Having now described a preferred embodiment of the invention, it should be apparent to those skilled in the art that the foregoing is illustrative only and not limiting, having been presented by way of example only. All the features disclosed in this specification (including any accompanying claims, abstract, and drawings) may be replaced by alternative features serving the same purpose, and equivalents or similar piupose, unless expressly stated otherwise. Therefore, numerous other embodiments of the modifications thereof are contemplated as falling within the scope of the present invention as defined by the appended claims and equivalents thereto.
Moreover, the techniques may be implemented in hardware or software, or a combination of the two. Preferably, the techniques are implemented in control programs executing on programmable devices that each include a processor, a storage medium readable by the processor (including volatile and non- volatile memory and/or storage elements), at least one input device and one or more output devices. Program code is applied to data entered using the input device
to perform the functions described and to generate output information. The output information is applied to one or more output devices.
Each program is preferably implemented in a high level procedural or object oriented programming language to communicate with a computer system, however, the programs can be implemented in assembly or machine language, if desired.

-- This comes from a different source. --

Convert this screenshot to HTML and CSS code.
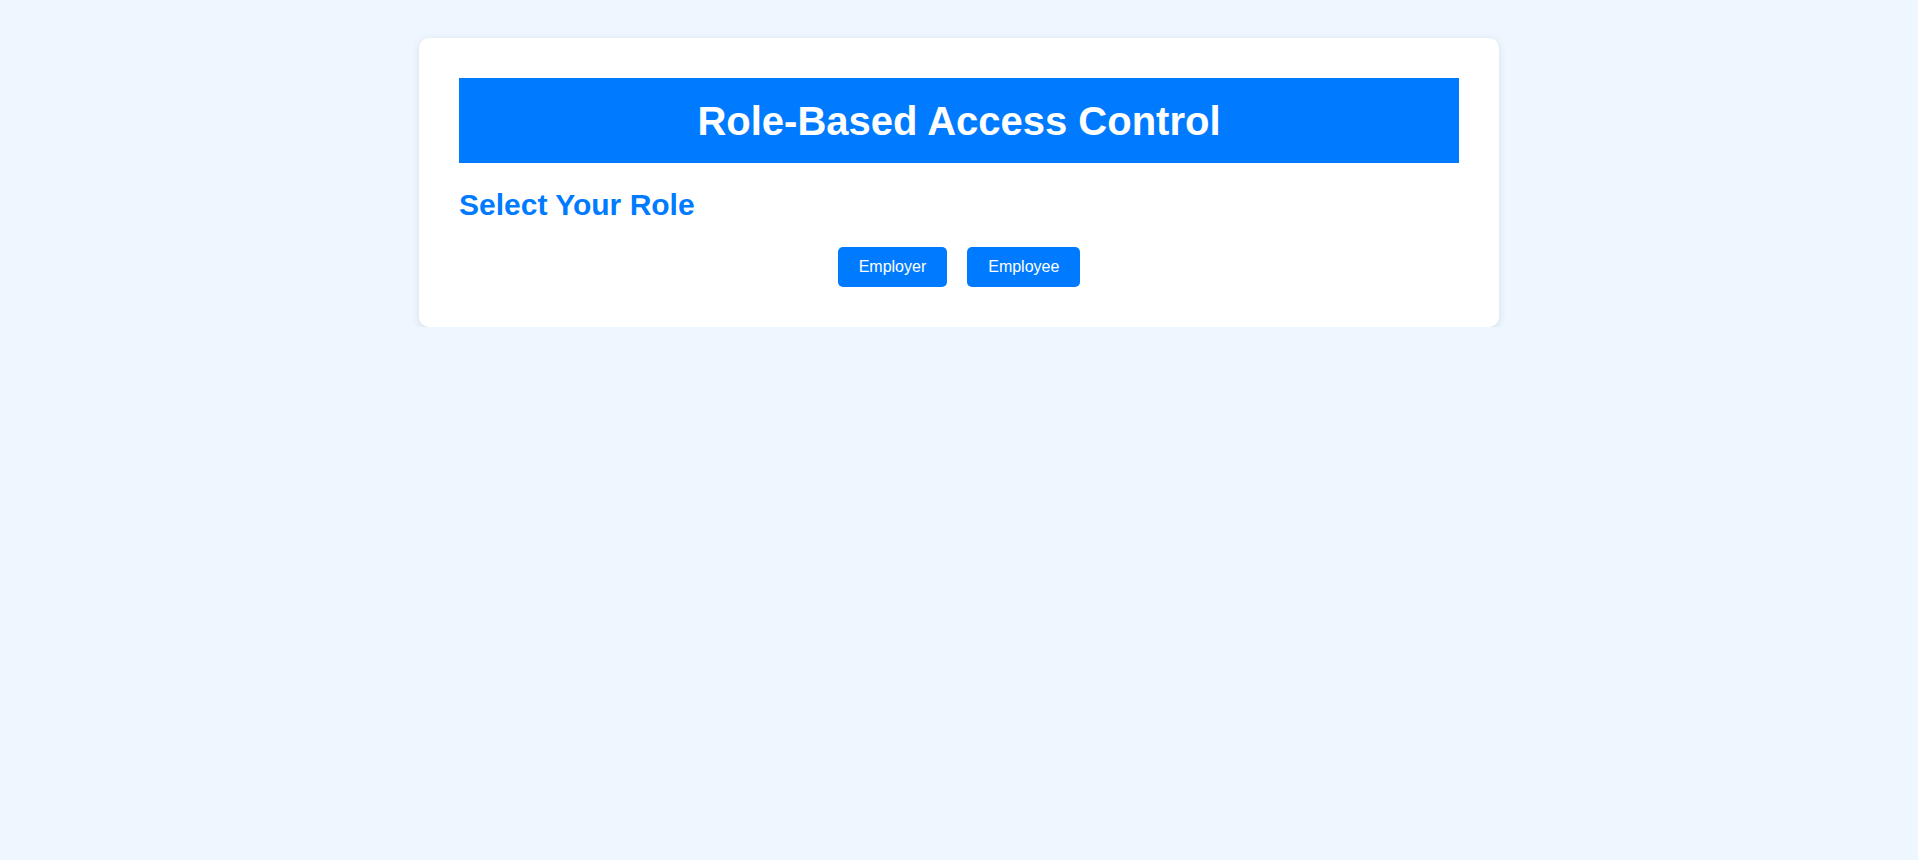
FILE: index.html
```html
<!DOCTYPE html>
<html lang="en">
<head>
<meta charset="utf-8">
<title>Role-Based Access Control</title>
<link rel="stylesheet" href="styles.css">
</head>
<body>
  <div class="container">
    <h1 class="title">Role-Based Access Control</h1>
    <h2 class="subtitle">Select Your Role</h2>
    <div class="roles">
      <button class="role-btn">Employer</button>
      <button class="role-btn">Employee</button>
    </div>
  </div>
</body>
</html>
```
FILE: styles.css
```css
html, body {
  margin: 0;
  padding: 0;
}
body {
  background: #eef6ff;
  font-family: "Liberation Sans", Arial, sans-serif;
  padding-top: 38px;
}
.container {
  box-sizing: border-box;
  width: 1080px;
  margin: 0 auto;
  padding: 40px;
  background: #ffffff;
  border-radius: 10px;
  box-shadow: 0 2px 8px rgba(0, 0, 0, 0.1);
}
.title {
  margin: 0;
  padding: 20px 0 19px;
  background: #007bff;
  color: #ffffff;
  font-size: 40px;
  font-weight: bold;
  text-align: center;
  line-height: 46px;
}
.subtitle {
  margin: 24px 0 25px;
  color: #007bff;
  font-size: 30px;
  font-weight: bold;
  line-height: 35px;
}
.roles {
  display: flex;
  justify-content: center;
  gap: 20px;
}
.role-btn {
  font-family: "Liberation Sans", Arial, sans-serif;
  font-size: 16px;
  line-height: 18px;
  padding: 11px 21px;
  border: none;
  border-radius: 5px;
  background: #007bff;
  color: #ffffff;
  cursor: pointer;
}
```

Each such computer program is preferably stored on a storage medium or device (e.g., CD-ROM, hard disk or magnetic diskette) that is readable by a general or special purpose programmable computer for configuring and operating the computer when the storage medium or device is read by the computer to perform the procedures described in this document. The system may also be considered to be implemented as a computer-readable storage medium, configured with a computer program, where the storage medium so configured causes a computer to operate in a specific and predefined manner.